Why we chose Havells?

We used equity screening on Bloomberg to find companies that met the following criteria:

  • Electrical equipment manufacturing sector
  • Country of domicile: India
  • Dividend payout ratio >= 10%
  • ROIC/WACC ratio > 1


This screening resulted in a list of 6 companies. We then narrowed down the list by looking at the following factors:

  • Market capitalization: By focusing on companies with large market capitalizations, we ensured that the chosen company would possess the liquidity and research coverage necessary for a comprehensive assessment.
  • Competitive landscape: A strong competitive position within the industry is crucial for long-term success. We sought companies that had established a dominant market presence and exhibited resilience against competitors.

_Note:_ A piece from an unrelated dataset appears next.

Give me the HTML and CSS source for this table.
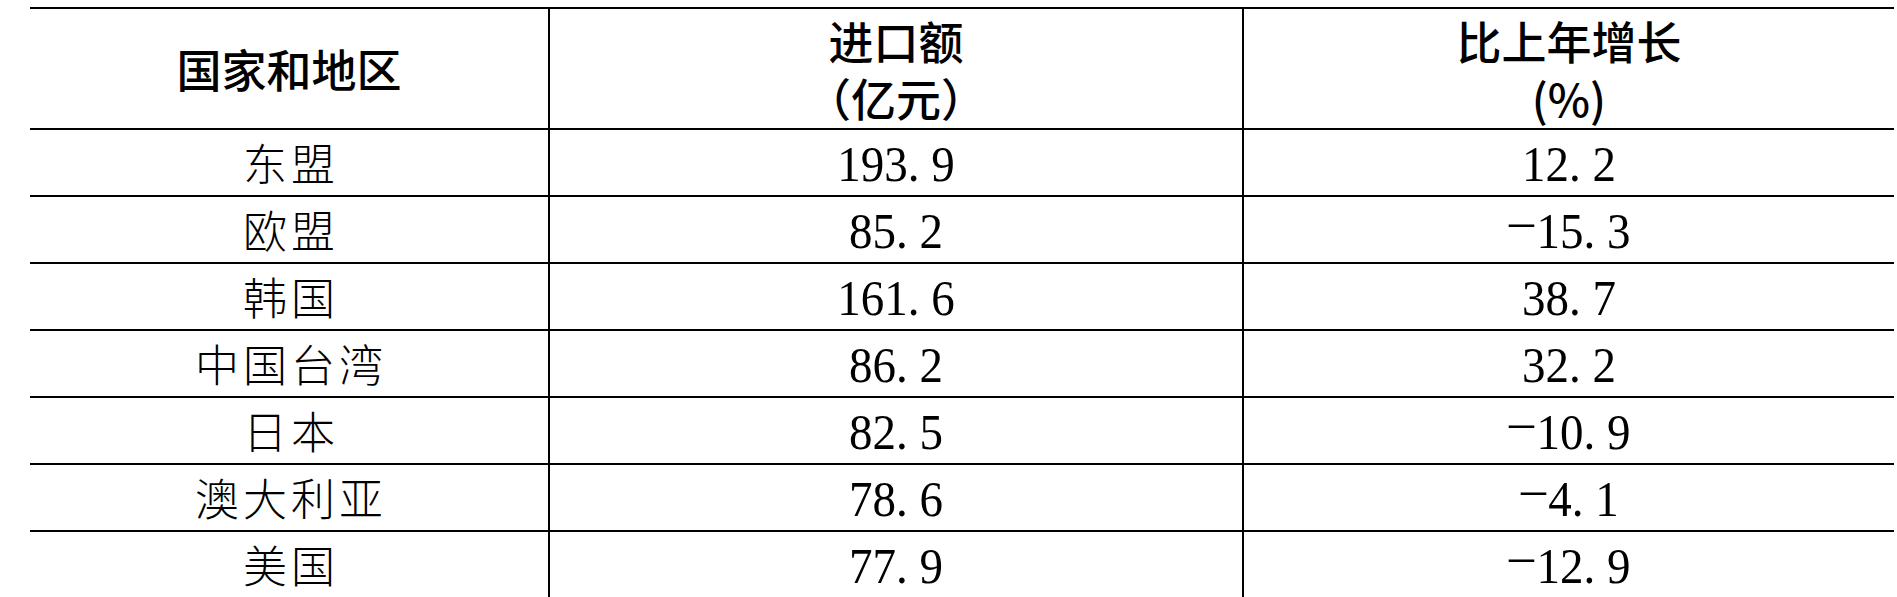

Specific reasons for choosing Havells:

  • The Bloomberg shows that Havells has a dividend payout ratio of 43.8433%, which is higher than the average for the electrical equipment manufacturing sector. This means that Havells returns a significant portion of its profits to shareholders in the form of dividends.
  • Havells also has a ROIC/WACC ratio of 1.40, which is higher than 1. This means that Havells is generating a return on its capital that is greater than its cost of capital. This is a good sign for investors, as it means that the company is creating value for shareholders.
  • The company has a strong brand presence in India. It is one of the leading brands in the electrical equipment manufacturing industry in India.

In conclusion, Havells emerged as an ideal candidate for value creation story for shareholders. The company's unwavering profitability, strong brand presence, diversified product portfolio and dominant competitive position collectively paint a picture of a company well-positioned for long-term value generation.